Many parts of this story have been told before in other places, so the merits of An Idea Whose Time Has Come lie in the lively way that Purdum tells his story and in the political figures he chooses to emphasize. Drawing largely on memoir and synthetic histories of the period, along with some archival work, the author considers the political negotiations that went into the bill, first in the House and then in the Senate, deftly weaving in pauses for character development. As this or that historical actor enters the story, Purdum provides a sense of the figure’s personal background, as well as the motivations that drive him, before returning to the action. This narrative strategy works for supporters of the civil-rights bill in particular, from Senate figures like the warhorse Everett Dirksen and the crusading Hubert Humphrey to House power-brokers like Charles Halleck, Emanuel Celler, and the oft-forgotten William Moore McCulloch; from largely unsung civil-rights operators like the NAACP’s Clarence Mitchell to major national figures like the Kennedy brothers, Martin Luther King Jr., and Lyndon Johnson. Among the bill’s opponents, Richard Russell of Georgia garners the most sustained attention.

Purdum has a wonderful journalistic eye for the odd detail: we learn that McCulloch, the ranking Republican on the House Judiciary Committee at the time and a critical figure in the shaping of the bill, was “a frugal man of simple tastes, he favored red suspenders and loved pumpkin pie (served with cold turkey gravy at the local Elks Club).” Dirksen, on the other hand, “the single most flamboyant senator of his day, with a rumbling baritone foghorn of a voice … kept his vocal cords lubricated with a daily gargle of Pond’s cold cream and water (which he swallowed) and subsisted on a diet of Sanka, cigarettes, Maalox, and bourbon whiskey.” The book is full of this kind of color, and it enlivens the rather knotty political wrangling at the heart of the story. Yet Purdum succeeds in those details, too. In conveying a sense of how power and compromise work, he patiently takes us through the arcana of House and Senate rules, from committees on up to the full bodies of the House and the Senate, showing the role personality and procedural quirks played in the story of this landmark legislation.

In a book full of stories about the compromises and ambiguities that mark the success of politics, a couple of moderate Republicans emerge as unlikely heroes: William Moore McCulloch and to a lesser extent, Everett Dirksen. Dirksen’s paraphrase of Victor Hugo: “Stronger than all the armies is an idea whose time has come” supplies the book’s title. In the end, though, Purdum’s truly original contribution lies with McCulloch, whose critical role in shepherding the bill through the House has gone largely underappreciated.
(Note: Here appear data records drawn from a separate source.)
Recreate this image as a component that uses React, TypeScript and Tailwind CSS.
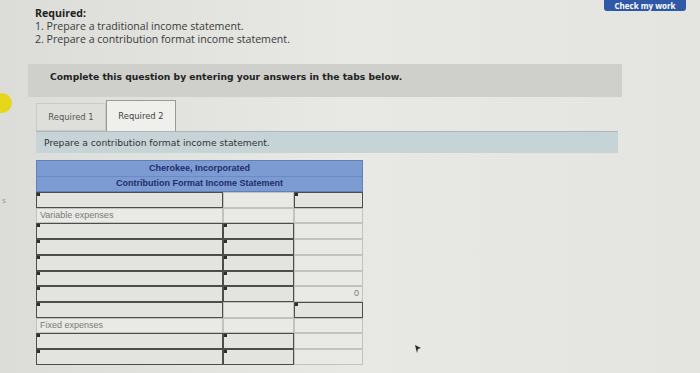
import type { FC } from "react";

type CellKind = "input" | "plain";

interface RowSpec {
    label?: string;
    cells: [CellKind, CellKind, CellKind];
    value?: string;
}

const rows: RowSpec[] = [
    { cells: ["input", "plain", "input"] },
    { label: "Variable expenses", cells: ["plain", "plain", "plain"] },
    { cells: ["input", "input", "plain"] },
    { cells: ["input", "input", "plain"] },
    { cells: ["input", "input", "plain"] },
    { cells: ["input", "input", "plain"] },
    { cells: ["input", "input", "plain"], value: "0" },
    { cells: ["input", "plain", "input"] },
    { label: "Fixed expenses", cells: ["plain", "plain", "plain"] },
    { cells: ["input", "input", "plain"] },
    { cells: ["input", "input", "plain"] },
];

const Cell: FC<{ kind: CellKind; text?: string; align?: "left" | "right" }> = ({ kind, text, align }) => {
    if (kind === "input") {
        return (
            <div className="relative h-full border-[1.5px] border-[#4d4d4b] bg-[#e3e3e0]">
                <div className="absolute left-0 top-0 w-[3px] h-[3px] bg-[#2e2e2e]"></div>
            </div>
        );
    }
    return (
        <div
            className={`h-full border border-[#c2c2bf] bg-[#e9e9e6] flex items-center px-[3px] text-[9px] text-[#7a7a78] ${
                align === "right" ? "justify-end" : "justify-start"
            }`}
        >
            {text}
        </div>
    );
};

const App: FC = () => {
    return (
        <div className="relative w-[700px] h-[373px] overflow-hidden bg-gradient-to-r from-[#dcdcd8] via-[#e8e8e5] to-[#e4e4e0]" style={{ fontFamily: "'Open Sans', Lato, sans-serif" }}>
            {/* header */}
            <div className="flex">
                <div className="pl-[35px] pt-[7px] text-[10.6px] leading-[13px] text-[#3a3a3a]">
                    <div className="font-bold text-[#222]">Required:</div>
                    <div>1. Prepare a traditional income statement.</div>
                    <div>2. Prepare a contribution format income statement.</div>
                </div>
                <button className="ml-auto mr-[14px] h-[11px] w-[82px] rounded-b-[3px] bg-[#2f58a6] text-white text-[8px] leading-[10px] font-bold flex items-center justify-center">
                    Check my work
                </button>
            </div>

            <div className="pl-[28px] pt-[18px] w-[622px]" style={{ fontFamily: "'DejaVu Sans', Verdana, sans-serif" }}>
                <div className="h-[33px] bg-[#cfcfcb] pl-[22px] pt-[6px] text-[9.2px] font-bold text-[#222]">
                    Complete this question by entering your answers in the tabs below.
                </div>

                <div className="pl-[8px] pr-[4px]">
                    {/* tabs */}
                    <div className="flex items-end mt-[3px] h-[31px]">
                        <div className="w-[70px] h-[28px] border border-[#c9c9c5] bg-[#dededa] flex items-center justify-center text-[8.4px] text-[#555]">
                            Required 1
                        </div>
                        <div className="w-[70px] h-[31px] border border-[#9a9a96] border-b-0 bg-[#efefec] flex items-center justify-center text-[8.4px] text-[#444]">
                            Required 2
                        </div>
                    </div>
                    <div className="h-[22px] bg-[#c6d3d7] border-t border-[#aab7bb] flex items-center pl-[8px] text-[9.2px] text-[#333]">
                        Prepare a contribution format income statement.
                    </div>

                    {/* table */}
                    <div className="mt-[7px] w-[327px]" style={{ fontFamily: "'Liberation Sans', Arial, sans-serif" }}>
                        <div className="h-[32px] bg-[#7c9bd3] border border-[#5f7fbd] flex flex-col text-[9px] font-bold text-[#1e2d6a]">
                            <div className="flex-1 flex items-center justify-center border-b border-[#6a8ac6]">Cherokee, Incorporated</div>
                            <div className="flex-1 flex items-center justify-center">Contribution Format Income Statement</div>
                        </div>
                        <div className="grid grid-cols-[187px_71px_69px] auto-rows-[15.73px]">
                            {rows.map((row, i) => (
                                <div key={i} className="contents">
                                    <Cell kind={row.cells[0]} text={row.label} />
                                    <Cell kind={row.cells[1]} />
                                    <Cell kind={row.cells[2]} text={row.value} align="right" />
                                </div>
                            ))}
                        </div>
                    </div>
                </div>
            </div>

            {/* overlays from the photo */}
            <div className="absolute left-[-8px] top-[93px] w-[20px] h-[20px] rounded-full bg-[#e6d61c]"></div>
            <div className="absolute left-[2px] top-[194px] text-[8px] text-[#9a9a96]">s</div>
            <svg className="absolute left-[414px] top-[344px]" width="8" height="10" viewBox="0 0 8 10">
                <path d="M1 1 L7 4 L4 5 L3 9 Z" fill="#2b2b2b" />
            </svg>
        </div>
    );
};

export default App;
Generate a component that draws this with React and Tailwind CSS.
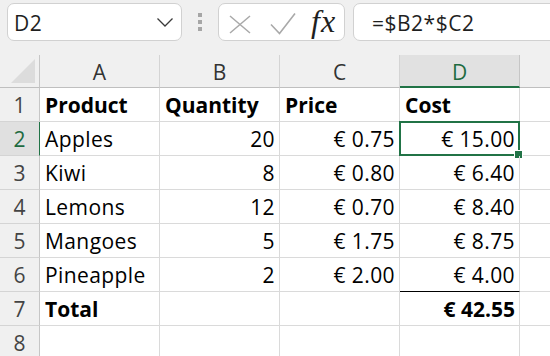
import React from 'react';

const rows = [
  { n: 1, cells: [['Product', 'l', true], ['Quantity', 'l', true], ['Price', 'l', true], ['Cost', 'l', true]] },
  { n: 2, cells: [['Apples', 'l'], ['20', 'r'], ['€ 0.75', 'r'], ['€ 15.00', 'r']] },
  { n: 3, cells: [['Kiwi', 'l'], ['8', 'r'], ['€ 0.80', 'r'], ['€ 6.40', 'r']] },
  { n: 4, cells: [['Lemons', 'l'], ['12', 'r'], ['€ 0.70', 'r'], ['€ 8.40', 'r']] },
  { n: 5, cells: [['Mangoes', 'l'], ['5', 'r'], ['€ 1.75', 'r'], ['€ 8.75', 'r']] },
  { n: 6, cells: [['Pineapple', 'l'], ['2', 'r'], ['€ 2.00', 'r'], ['€ 4.00', 'r']] },
  { n: 7, cells: [['Total', 'l', true], ['', 'l'], ['', 'l'], ['€ 42.55', 'r', true]] },
  { n: 8, cells: [['', 'l'], ['', 'l'], ['', 'l'], ['', 'l']] },
];

function FormulaBar() {
  return (
    <div className="flex h-[55px] items-start pt-[3px]">
      {/* Name box */}
      <div className="ml-[7px] flex h-[38px] w-[175px] shrink-0 items-center justify-between rounded-[7px] border border-[#d1d1d1] bg-white pl-[6px] pr-[8px]">
        <span className="pt-[1px] leading-[28px] tracking-[0.4px] text-[#1f1f1f]">D2</span>
        <svg width="16" height="9" viewBox="0 0 16 9">
          <path d="M0.5 0.5L8 8L15.5 0.5" stroke="#3a3a3a" strokeWidth="1.3" fill="none" />
        </svg>
      </div>

      <div className="flex w-[36px] shrink-0 flex-col items-center gap-[3px] pt-[10px]">
        <div className="h-[4px] w-[4px] bg-[#a6a6a6]" />
        <div className="h-[4px] w-[4px] bg-[#a6a6a6]" />
        <div className="h-[4px] w-[4px] bg-[#a6a6a6]" />
      </div>

      {/* Cancel / enter / function */}
      <div className="flex h-[38px] w-[127px] shrink-0 items-start rounded-[7px] border border-[#d1d1d1] bg-white">
        <svg className="ml-[10px] mt-[11px]" width="22" height="19" viewBox="0 0 22 19">
          <path d="M1 1L21 18M21 1L1 18" stroke="#a9a9a9" strokeWidth="1.5" fill="none" />
        </svg>
        <svg className="ml-[19px] mt-[8px]" width="26" height="23" viewBox="0 0 26 23">
          <path d="M1 12.5L9.5 21.5L25 1.5" stroke="#a9a9a9" strokeWidth="1.6" fill="none" />
        </svg>
        <span className="ml-[15px] mt-[-2px] font-['Liberation_Serif',serif] text-[32px] font-medium italic leading-[38px] tracking-[1px] text-[#1f1f1f]">fx</span>
      </div>

      {/* Formula input */}
      <div className="ml-[8px] flex h-[38px] w-[220px] shrink-0 items-center rounded-l-[7px] border border-[#d1d1d1] bg-white pl-[18px]">
        <span className="pt-[1px] leading-[28px] tracking-[0.5px] text-[#1f1f1f]">=$B2*$C2</span>
      </div>
    </div>
  );
}

function Sheet() {
  return (
    <div className="grid grid-cols-[40px_120px_120px_120px_120px_1fr] bg-white">
      {/* Column headers */}
      <div className="flex h-[33px] items-end justify-end border-b border-r border-b-[#bfbfbf] border-r-[#c6c6c6] bg-[#f0f0f0] pb-[4px] pr-[4px]">
        <svg width="24" height="24" viewBox="0 0 24 24">
          <path d="M24 0L24 24L0 24Z" fill="#dcdcdc" />
        </svg>
      </div>
      <div className="h-[33px] border-b border-r border-b-[#bfbfbf] border-r-[#d4d4d4] bg-[#f0f0f0] text-center leading-[34px] text-[#333]">A</div>
      <div className="h-[33px] border-b border-r border-b-[#bfbfbf] border-r-[#d4d4d4] bg-[#f0f0f0] text-center leading-[34px] text-[#333]">B</div>
      <div className="h-[33px] border-b border-r border-b-[#bfbfbf] border-r-[#d4d4d4] bg-[#f0f0f0] text-center leading-[34px] text-[#333]">C</div>
      <div className="h-[33px] border-b-2 border-r border-b-[#217346] border-r-[#c6c6c6] bg-[#e1e1e1] text-center leading-[34px] text-[#1e6b40]">D</div>
      <div className="h-[33px] border-b border-b-[#bfbfbf] bg-[#f0f0f0]" />

      {rows.map(row => (
        <React.Fragment key={row.n}>
          <div
            className={`h-[34px] border-b border-r border-b-[#d4d4d4] text-center leading-[34px] ${
              row.n === 2 ? 'border-r-[#217346] bg-[#e0e0e0] text-[#1e6b40]' : 'border-r-[#c6c6c6] bg-[#f0f0f0] text-[#444]'
            }`}
          >
            {row.n}
          </div>
          {row.cells.map(([text, align, bold], i) => {
            const isD = i === 3;
            const underline = isD && row.n === 6;
            const selected = isD && row.n === 2;
            return (
              <div
                key={i}
                className={`relative h-[34px] whitespace-nowrap border-b border-r border-r-[#dadada] pl-[5px] pr-[4px] leading-[34px] text-black ${
                  underline ? 'border-b-black' : 'border-b-[#dadada]'
                } ${align === 'r' ? 'text-right' : 'text-left'} ${bold ? 'font-bold' : 'tracking-[0.4px]'}`}
              >
                {text}
                {selected && (
                  <div className="absolute -inset-px border-2 border-[#217346]">
                    <div className="absolute -bottom-[5px] -right-[5px] h-[9px] w-[9px] border border-white bg-[#217346]" />
                  </div>
                )}
              </div>
            );
          })}
          <div className="h-[34px] border-b border-b-[#dadada]" />
        </React.Fragment>
      ))}
    </div>
  );
}

export default function App() {
  return (
    <div className="h-[356px] w-[550px] overflow-hidden bg-[#f0f0f0] font-['Open_Sans',sans-serif] text-[21px]">
      <FormulaBar />
      <Sheet />
    </div>
  );
}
Purdum plucks out an especially apt comment McCulloch made on the eve of his retirement in 1972: “The function of Congress is not to convert the will of the majority of people into law; rather its function is to hammer out on the anvil of public debate a compromise between polar positions acceptable to a majority.” Fifty years after the passage of the landmark Civil Rights Act of 1964, those words will likely either put us in the grip of a bitter nostalgia or goad us with their lesson.